Pour Jean-Pierre, étudiant de 25 ans à la Sorbonne, se planter devant les grilles du Panthéon est une réponse aux nombreuses interventions policières dans des écoles ou des universités. "J'ai été choqué par ces images, et j'éprouve de la honte vis-à-vis de mon gouvernement", confie le jeune homme, qui se dit "politisé mais pas encarté". Au sein de sa fac, il a participé à plusieurs assemblées générales et suivi les débats "autant que les cours le permettaient".
"Aujourd'hui, on veut marquer le coup, montrer que les jeunes sont là", explique-t-il. C'est pour cette raison qu'il est venu avec trois amis. "Ce qu'il se passe à Gaza est une honte, comment les gens peuvent-ils voir les images de cette guerre et ne rien faire ?" se demande-t-il. Les accusations d'antisémitisme contre le mouvement propalestinien le laissent très irrité par ailleurs. "C'est l'amalgame habituel, une façon de réduire au silence celles et ceux qui demandent la paix", juge-t-il.
"On en avait marre de rester impuissantes"
Par petits groupes, les manifestants se faufilent entre les banderoles. Une étudiante étrangère en échange à Paris donne une interview en portugais à une télévision brésilienne. Les slogans scandés au mégaphone résonnent sous la voûte de l'entrée du Panthéon. Au milieu de la place, trois étudiantes rejoignent le groupe, toutes essoufflées.
"On est un peu en retard, mais on est là !" sourient Maëva, Samantha et Warda, 18, 19 et 23 ans, toutes les trois en licence d'histoire à la Sorbonne. Le rassemblement du jour n'est pas leur première action concernant la guerre à Gaza. "On a participé à des blocus et on suit les appels à manifester", détaillent-elles. "Je ne peux pas faire autrement, confie Maëva. On a des yeux, des téléphones, tout le monde suit en direct cette guerre." "On en avait marre de rester impuissantes", complète Warda.
Si elles ne se revendiquent d'"aucun parti politique précis", les trois camarades disent voir "d'un bon œil" le soutien de certaines formations à la mobilisation étudiante pour la Palestine. Après avoir appuyé des actions à Lille et Paris, des militants de La France insoumise ont rejoint à grand renfort de banderoles les manifestants du Panthéon. "Si un parti s'affiche avec nous, bien sûr que ça peut nous donner envie de voter dans leur sens", explique Samantha, à l'évocation des élections européennes prévues le 9 juin.
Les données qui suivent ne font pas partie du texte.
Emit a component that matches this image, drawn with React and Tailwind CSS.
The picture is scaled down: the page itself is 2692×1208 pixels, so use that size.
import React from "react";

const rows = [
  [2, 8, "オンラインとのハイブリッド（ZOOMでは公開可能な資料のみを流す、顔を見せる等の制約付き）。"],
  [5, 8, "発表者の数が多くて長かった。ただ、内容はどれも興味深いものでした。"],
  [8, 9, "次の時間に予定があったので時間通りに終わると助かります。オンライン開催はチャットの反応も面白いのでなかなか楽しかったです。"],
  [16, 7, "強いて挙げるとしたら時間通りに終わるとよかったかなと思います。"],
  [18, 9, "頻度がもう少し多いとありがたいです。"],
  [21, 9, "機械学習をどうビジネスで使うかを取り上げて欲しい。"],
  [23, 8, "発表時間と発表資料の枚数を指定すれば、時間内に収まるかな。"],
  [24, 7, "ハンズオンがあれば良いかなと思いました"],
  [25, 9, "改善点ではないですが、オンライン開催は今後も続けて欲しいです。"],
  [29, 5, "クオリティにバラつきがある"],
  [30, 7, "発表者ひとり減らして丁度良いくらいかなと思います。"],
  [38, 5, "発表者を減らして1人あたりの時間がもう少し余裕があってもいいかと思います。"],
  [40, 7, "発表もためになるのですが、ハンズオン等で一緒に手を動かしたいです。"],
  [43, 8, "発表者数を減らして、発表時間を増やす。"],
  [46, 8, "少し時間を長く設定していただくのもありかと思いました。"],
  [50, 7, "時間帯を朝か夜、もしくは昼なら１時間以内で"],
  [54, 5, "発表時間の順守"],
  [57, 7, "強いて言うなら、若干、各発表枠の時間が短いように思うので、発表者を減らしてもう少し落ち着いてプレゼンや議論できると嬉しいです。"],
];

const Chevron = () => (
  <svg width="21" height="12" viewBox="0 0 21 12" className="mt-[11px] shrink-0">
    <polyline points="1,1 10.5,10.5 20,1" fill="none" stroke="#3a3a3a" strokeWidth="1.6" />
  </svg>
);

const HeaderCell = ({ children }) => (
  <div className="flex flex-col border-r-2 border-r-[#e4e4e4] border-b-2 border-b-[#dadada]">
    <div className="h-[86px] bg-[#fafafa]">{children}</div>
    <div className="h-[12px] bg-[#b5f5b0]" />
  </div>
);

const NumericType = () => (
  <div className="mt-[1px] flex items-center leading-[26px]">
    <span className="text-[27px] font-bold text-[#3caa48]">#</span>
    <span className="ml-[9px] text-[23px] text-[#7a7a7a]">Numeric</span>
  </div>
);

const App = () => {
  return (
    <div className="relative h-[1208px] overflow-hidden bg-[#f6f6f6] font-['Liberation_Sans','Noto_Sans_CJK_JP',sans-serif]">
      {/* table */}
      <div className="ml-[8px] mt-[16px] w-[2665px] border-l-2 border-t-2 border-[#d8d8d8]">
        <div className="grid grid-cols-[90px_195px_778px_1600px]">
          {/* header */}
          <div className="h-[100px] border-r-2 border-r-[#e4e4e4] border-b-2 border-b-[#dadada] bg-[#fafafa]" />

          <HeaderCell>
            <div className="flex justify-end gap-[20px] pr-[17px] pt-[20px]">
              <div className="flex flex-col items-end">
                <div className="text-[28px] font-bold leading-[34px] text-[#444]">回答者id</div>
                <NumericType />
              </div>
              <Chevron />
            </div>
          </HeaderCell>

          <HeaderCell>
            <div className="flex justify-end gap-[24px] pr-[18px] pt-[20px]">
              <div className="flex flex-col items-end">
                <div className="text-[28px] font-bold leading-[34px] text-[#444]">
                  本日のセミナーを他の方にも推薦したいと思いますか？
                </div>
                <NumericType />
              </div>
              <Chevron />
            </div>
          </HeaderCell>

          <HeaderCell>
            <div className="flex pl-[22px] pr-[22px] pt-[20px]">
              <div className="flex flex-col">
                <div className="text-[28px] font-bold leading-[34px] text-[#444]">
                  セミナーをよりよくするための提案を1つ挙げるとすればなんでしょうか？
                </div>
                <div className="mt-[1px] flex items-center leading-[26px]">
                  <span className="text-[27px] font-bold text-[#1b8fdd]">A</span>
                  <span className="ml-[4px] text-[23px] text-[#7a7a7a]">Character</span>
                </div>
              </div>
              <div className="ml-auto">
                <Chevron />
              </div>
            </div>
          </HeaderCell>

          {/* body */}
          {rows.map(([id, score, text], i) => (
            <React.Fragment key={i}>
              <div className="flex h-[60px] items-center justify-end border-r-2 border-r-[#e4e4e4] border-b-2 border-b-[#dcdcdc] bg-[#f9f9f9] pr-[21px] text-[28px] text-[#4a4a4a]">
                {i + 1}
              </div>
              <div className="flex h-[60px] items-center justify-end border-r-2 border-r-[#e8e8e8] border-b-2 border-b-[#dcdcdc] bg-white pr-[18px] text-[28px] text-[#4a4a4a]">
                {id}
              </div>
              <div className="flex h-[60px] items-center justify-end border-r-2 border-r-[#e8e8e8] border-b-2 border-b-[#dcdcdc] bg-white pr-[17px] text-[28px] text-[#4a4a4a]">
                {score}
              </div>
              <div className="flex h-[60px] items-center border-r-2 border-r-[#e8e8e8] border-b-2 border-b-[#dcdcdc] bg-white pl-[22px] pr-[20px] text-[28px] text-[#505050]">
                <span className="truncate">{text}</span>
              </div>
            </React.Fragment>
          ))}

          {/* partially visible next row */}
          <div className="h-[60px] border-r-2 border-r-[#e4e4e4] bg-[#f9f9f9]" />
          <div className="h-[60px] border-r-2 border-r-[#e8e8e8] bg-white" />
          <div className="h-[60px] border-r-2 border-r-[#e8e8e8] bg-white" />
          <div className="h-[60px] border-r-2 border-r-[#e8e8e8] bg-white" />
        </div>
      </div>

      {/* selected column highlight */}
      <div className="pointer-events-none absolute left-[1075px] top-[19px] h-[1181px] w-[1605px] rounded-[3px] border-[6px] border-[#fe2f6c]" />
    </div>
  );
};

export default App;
"Mais aujourd'hui, on veut surtout envoyer un signal au gouvernement, au président de la République, tranche Warda. Les messages sur Twitter, c'est quelque chose, mais on demande des actes et qu'il affiche une position claire." Pour les trois étudiantes, la position française sur le conflit est "beaucoup trop ambiguë".
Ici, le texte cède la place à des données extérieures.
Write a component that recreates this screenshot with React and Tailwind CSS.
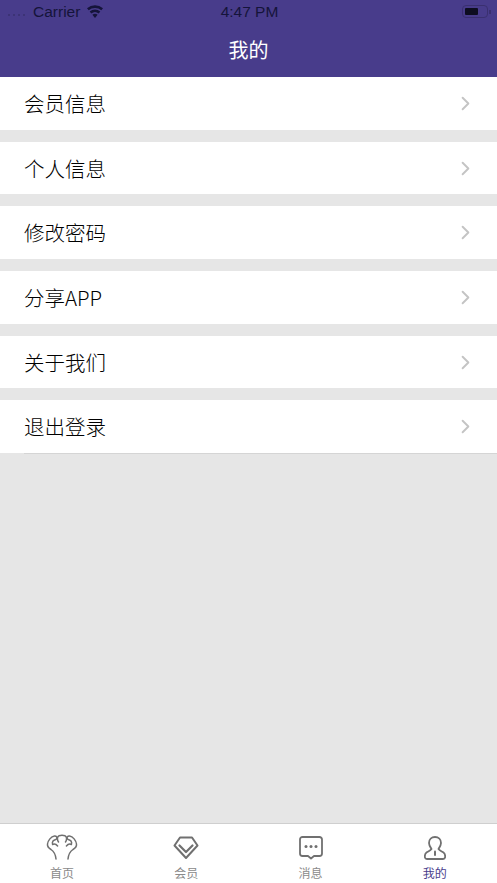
import { ChevronRight } from "lucide-react";

const font = "font-['Noto_Sans_CJK_SC','Liberation_Sans',sans-serif]";
const menu = ["会员信息", "个人信息", "修改密码", "分享APP", "关于我们", "退出登录"];

function MuscleIcon() {
  return (
    <svg width="32" height="28" viewBox="0 0 32 28" fill="none" stroke="#707070" strokeWidth="1.500" strokeLinecap="round" strokeLinejoin="round">
      <path d="M10 25C9.500 20 8 17.500 5 15.500 2.500 14 1.200 12.500 1.500 10 2 6.500 5 2.500 8.500 2c2-.2 3 1.500 2 3-.8.800-2.500.600-3.500 2-.7 1-.8 2.200-.4 3.500 1.500-.8 3.500-.4 5 1.500" />
      <path d="M22 25c.5-5 2-7.500 5-9.500 2.500-1.500 3.800-3 3.500-5.500C30 6.500 27 2.500 23.500 2c-2-.2-3 1.500-2 3 .8.800 2.500.600 3.500 2 .7 1 .8 2.200.4 3.500-1.500-.8-3.500-.4-5 1.500" />
      <path d="M12.500 8C11 6 11 2.500 13 1.800c2-.8 4-.8 6 0 2 .7 2 4.200.5 6.200" />
    </svg>
  );
}

function DiamondIcon() {
  return (
    <svg width="26" height="24" viewBox="0 0 26 24" fill="none" stroke="#707070" strokeWidth="2" strokeLinejoin="round" strokeLinecap="round">
      <path d="M7 1.500h12l5.500 8L13 22 1.500 9.500z" />
      <path d="M6.500 9.500l6.500 6.500 6.500-6.500" strokeWidth="2.200" />
    </svg>
  );
}

function ChatIcon() {
  return (
    <svg width="24" height="24" viewBox="0 0 24 24" fill="none" stroke="#707070" strokeWidth="1.800" strokeLinejoin="round">
      <path d="M3.500 1h17A2.500 2.500 0 0 1 23 3.500v14a2.500 2.500 0 0 1-2.500 2.500H15l-3 2.500L9 20H3.500A2.500 2.500 0 0 1 1 17.500v-14A2.500 2.500 0 0 1 3.500 1z" />
      <circle cx="7" cy="10.500" r="1.500" fill="#707070" stroke="none" />
      <circle cx="12" cy="10.500" r="1.500" fill="#707070" stroke="none" />
      <circle cx="17" cy="10.500" r="1.500" fill="#707070" stroke="none" />
    </svg>
  );
}

function PersonIcon() {
  return (
    <svg width="22" height="24" viewBox="0 0 22 24" fill="none" stroke="#707070" strokeWidth="1.800" strokeLinejoin="round" strokeLinecap="round">
      <path d="M11 1c3.500 0 6 2.500 6 6 0 2.500-1.500 4.500-2.500 6 1 1.500 3 2.200 5 3.500 1.500 1 1.700 2.500 1.700 4 0 1.500-.7 2.500-2.200 2.500H3c-1.500 0-2.200-1-2.200-2.500 0-1.500.2-3 1.700-4 2-1.300 4-2 5-3.500C6.500 11.500 5 9.500 5 7c0-3.500 2.500-6 6-6z" />
      <path d="M11 15.500v3.500" strokeWidth="2" />
    </svg>
  );
}

const tabs = [
  { label: "首页", icon: <MuscleIcon />, color: "text-[#8a8a8a]" },
  { label: "会员", icon: <DiamondIcon />, color: "text-[#8a8a8a]" },
  { label: "消息", icon: <ChatIcon />, color: "text-[#8a8a8a]" },
  { label: "我的", icon: <PersonIcon />, color: "text-[#483c8b]" },
];

export default function App() {
  return (
    <div className={`${font} w-[497px] h-[883px] flex flex-col bg-[#e6e6e6] overflow-hidden`}>
      {/* Status bar + title */}
      <header className="h-[77px] shrink-0 bg-[#483c8b] flex flex-col">
        <div className="h-[25px] pl-[8px] pr-[6px] pb-[2px] flex items-center justify-between font-['Liberation_Sans',sans-serif] text-[15.500px] text-[#15143a]">
          <div className="w-[150px] flex items-center">
            <div className="w-[25px] flex gap-[3px] items-center pt-[6px]">
              <span className="w-[2px] h-[2px] rounded-full bg-[#39306f]" />
              <span className="w-[2px] h-[2px] rounded-full bg-[#39306f]" />
              <span className="w-[2px] h-[2px] rounded-full bg-[#39306f]" />
              <span className="w-[2px] h-[2px] rounded-full bg-[#39306f]" />
            </div>
            <span>Carrier</span>
            <svg className="ml-[6px]" width="18" height="13" viewBox="0 0 18 13" fill="#15143a">
              <path d="M9 13l-2.600-3.200a4 4 0 0 1 5.200 0z" />
              <path d="M5.300 8.500L3.700 6.500a8.200 8.200 0 0 1 10.600 0l-1.600 2a5.800 5.800 0 0 0-7.400 0z" />
              <path d="M2.700 5.300L1 3.200a12.300 12.300 0 0 1 16 0l-1.700 2.100a9.700 9.700 0 0 0-12.600 0z" />
            </svg>
          </div>
          <span>4:47 PM</span>
          <div className="w-[150px] flex justify-end items-center">
            <div className="w-[26px] h-[13px] rounded-[4px] border border-[#3a3070] p-[2px]">
              <div className="w-[13px] h-full rounded-[1px] bg-[#0d0d20]" />
            </div>
            <div className="w-[1.500px] h-[4px] ml-[1px] bg-[#3a3070]" />
          </div>
        </div>
        <div className="flex-1 flex items-center justify-center text-white text-[20px] pb-[2px]">我的</div>
      </header>

      {/* Menu */}
      <main className="flex-1 flex flex-col gap-[12px]">
        {menu.map((item) => (
          <div key={item} className="h-[52.700px] bg-white flex items-center justify-between pl-[24px] pr-[20px]">
            <span className="text-[20.500px] font-light text-black">{item}</span>
            <ChevronRight size={23} strokeWidth={2} className="text-[#c4c4c4]" />
          </div>
        ))}
        <div className="-mt-[12px] ml-[24px] h-px bg-[#d5d5d5]" />
      </main>

      {/* Tab bar */}
      <nav className="h-[60px] shrink-0 bg-white border-t border-[#cfcfcf] grid grid-cols-4">
        {tabs.map((tab) => (
          <div key={tab.label} className="flex flex-col items-center">
            <div className="h-[41px] flex items-center justify-center pt-[7px]">{tab.icon}</div>
            <span className={`text-[12px] leading-[16px] ${tab.color}`}>{tab.label}</span>
          </div>
        ))}
      </nav>
    </div>
  );
}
"On ne peut pas soutenir l'armée israélienne et envoyer de l'aide humanitaire en même temps."
Warda, étudiante en licence d'histoireà franceinfo
L'étudiante dénonce notamment l'envoi d'équipements militaires à l'Etat hébreu – mais destinés à un usage "purement défensif", selon le gouvernement. Le groupe d'amies réclame aussi un changement de regard sur leurs actions. "Les gens ne nous voient que comme des étudiantes, bien assises dans nos amphis, regrette Samantha. Mais nous sommes les travailleuses de demain, et nous aussi nous avons notre mot à dire sur le monde."
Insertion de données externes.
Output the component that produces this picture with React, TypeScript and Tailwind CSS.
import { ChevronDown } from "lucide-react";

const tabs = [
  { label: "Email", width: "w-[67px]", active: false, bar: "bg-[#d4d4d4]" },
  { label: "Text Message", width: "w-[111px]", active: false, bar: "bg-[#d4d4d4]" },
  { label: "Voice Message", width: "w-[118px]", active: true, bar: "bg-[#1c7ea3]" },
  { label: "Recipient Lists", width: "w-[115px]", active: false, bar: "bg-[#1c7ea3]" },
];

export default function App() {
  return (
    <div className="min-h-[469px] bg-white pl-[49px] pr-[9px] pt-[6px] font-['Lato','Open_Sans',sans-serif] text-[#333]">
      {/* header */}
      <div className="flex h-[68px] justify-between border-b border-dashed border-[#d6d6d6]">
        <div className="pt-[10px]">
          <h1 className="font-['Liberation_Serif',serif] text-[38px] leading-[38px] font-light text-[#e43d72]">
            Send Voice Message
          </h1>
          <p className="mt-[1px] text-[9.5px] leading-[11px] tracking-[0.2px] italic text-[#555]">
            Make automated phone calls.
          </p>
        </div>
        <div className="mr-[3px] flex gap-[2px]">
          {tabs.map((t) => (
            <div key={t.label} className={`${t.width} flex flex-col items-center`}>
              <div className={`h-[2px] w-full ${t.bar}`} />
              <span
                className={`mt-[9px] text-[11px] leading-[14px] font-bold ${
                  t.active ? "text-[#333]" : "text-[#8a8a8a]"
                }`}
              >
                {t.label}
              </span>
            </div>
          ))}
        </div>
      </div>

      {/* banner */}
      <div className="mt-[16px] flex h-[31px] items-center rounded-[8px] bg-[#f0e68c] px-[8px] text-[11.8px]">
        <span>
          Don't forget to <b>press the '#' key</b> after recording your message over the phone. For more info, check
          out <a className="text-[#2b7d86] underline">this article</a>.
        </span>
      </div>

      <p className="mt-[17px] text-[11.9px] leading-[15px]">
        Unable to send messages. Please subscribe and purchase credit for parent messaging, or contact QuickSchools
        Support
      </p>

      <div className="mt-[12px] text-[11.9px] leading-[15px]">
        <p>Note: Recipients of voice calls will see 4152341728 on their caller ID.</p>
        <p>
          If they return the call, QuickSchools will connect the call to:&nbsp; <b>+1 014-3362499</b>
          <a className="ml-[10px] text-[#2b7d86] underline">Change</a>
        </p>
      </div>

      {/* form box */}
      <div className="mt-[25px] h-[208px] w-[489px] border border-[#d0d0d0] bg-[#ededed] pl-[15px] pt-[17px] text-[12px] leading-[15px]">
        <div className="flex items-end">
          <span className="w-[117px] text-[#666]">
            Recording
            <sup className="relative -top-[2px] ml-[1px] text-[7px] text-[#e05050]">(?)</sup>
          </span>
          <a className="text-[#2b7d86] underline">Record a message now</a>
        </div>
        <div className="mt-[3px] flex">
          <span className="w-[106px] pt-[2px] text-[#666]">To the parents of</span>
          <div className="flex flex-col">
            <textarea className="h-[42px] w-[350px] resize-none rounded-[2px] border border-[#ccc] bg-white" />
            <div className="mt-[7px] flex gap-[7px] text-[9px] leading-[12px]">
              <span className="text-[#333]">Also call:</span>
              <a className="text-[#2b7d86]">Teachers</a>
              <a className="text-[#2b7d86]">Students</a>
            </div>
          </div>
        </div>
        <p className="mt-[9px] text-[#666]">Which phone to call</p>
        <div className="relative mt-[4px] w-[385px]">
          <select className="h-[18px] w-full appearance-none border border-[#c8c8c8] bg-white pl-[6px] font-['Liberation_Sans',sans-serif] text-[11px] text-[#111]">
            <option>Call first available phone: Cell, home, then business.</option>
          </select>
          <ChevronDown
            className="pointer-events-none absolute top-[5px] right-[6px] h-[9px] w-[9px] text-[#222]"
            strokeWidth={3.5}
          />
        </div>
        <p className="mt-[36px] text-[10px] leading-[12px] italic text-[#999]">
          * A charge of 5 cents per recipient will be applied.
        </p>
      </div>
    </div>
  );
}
"Je ne vais pas passer mes partiels pendant que Gaza est bombardée"
Moins d'une heure après le début de la mobilisation, une petite dizaine de militants de l'UNI, syndicat d'étudiants classé à droite, font irruption sur un coin de la place pour dénoncer le "fascisme" des manifestants propalestiniens. Selon eux, les protestataires n'ont pas le droit d'empêcher les cours et les examens au sein des établissements. Ils sont très rapidement exfiltrés par un important dispositif policier, sous les huées et les sifflets.
Mathis, 24 ans, déplore ces critiques. "Qu'est-ce qu'ils croient ? Que l'on va faire comme si de rien n'était ? On ne va pas réviser sagement alors qu'il y a un massacre en cours à Gaza", fulmine l'étudiant à Paris Cité, membre du Nouveau Parti anticapitaliste (NPA). "Je ne vais pas passer mes partiels et puis partir tranquillement en vacances pendant que des gens se font bombarder."
Pour le militant, l'objectif est "d'installer le sujet dans la société française". "On a vu qu'aux Etats-Unis, tout est parti des campus et notamment d'étudiants juifs qui ne voulaient pas que la guerre à Gaza soit lancée en leur nom", retrace-t-il. Avec comme première étape, hormis d'autres actions "et d'éventuels blocages" à venir, "la prise en compte de la guerre à Gaza dans les débats liés aux élections européennes".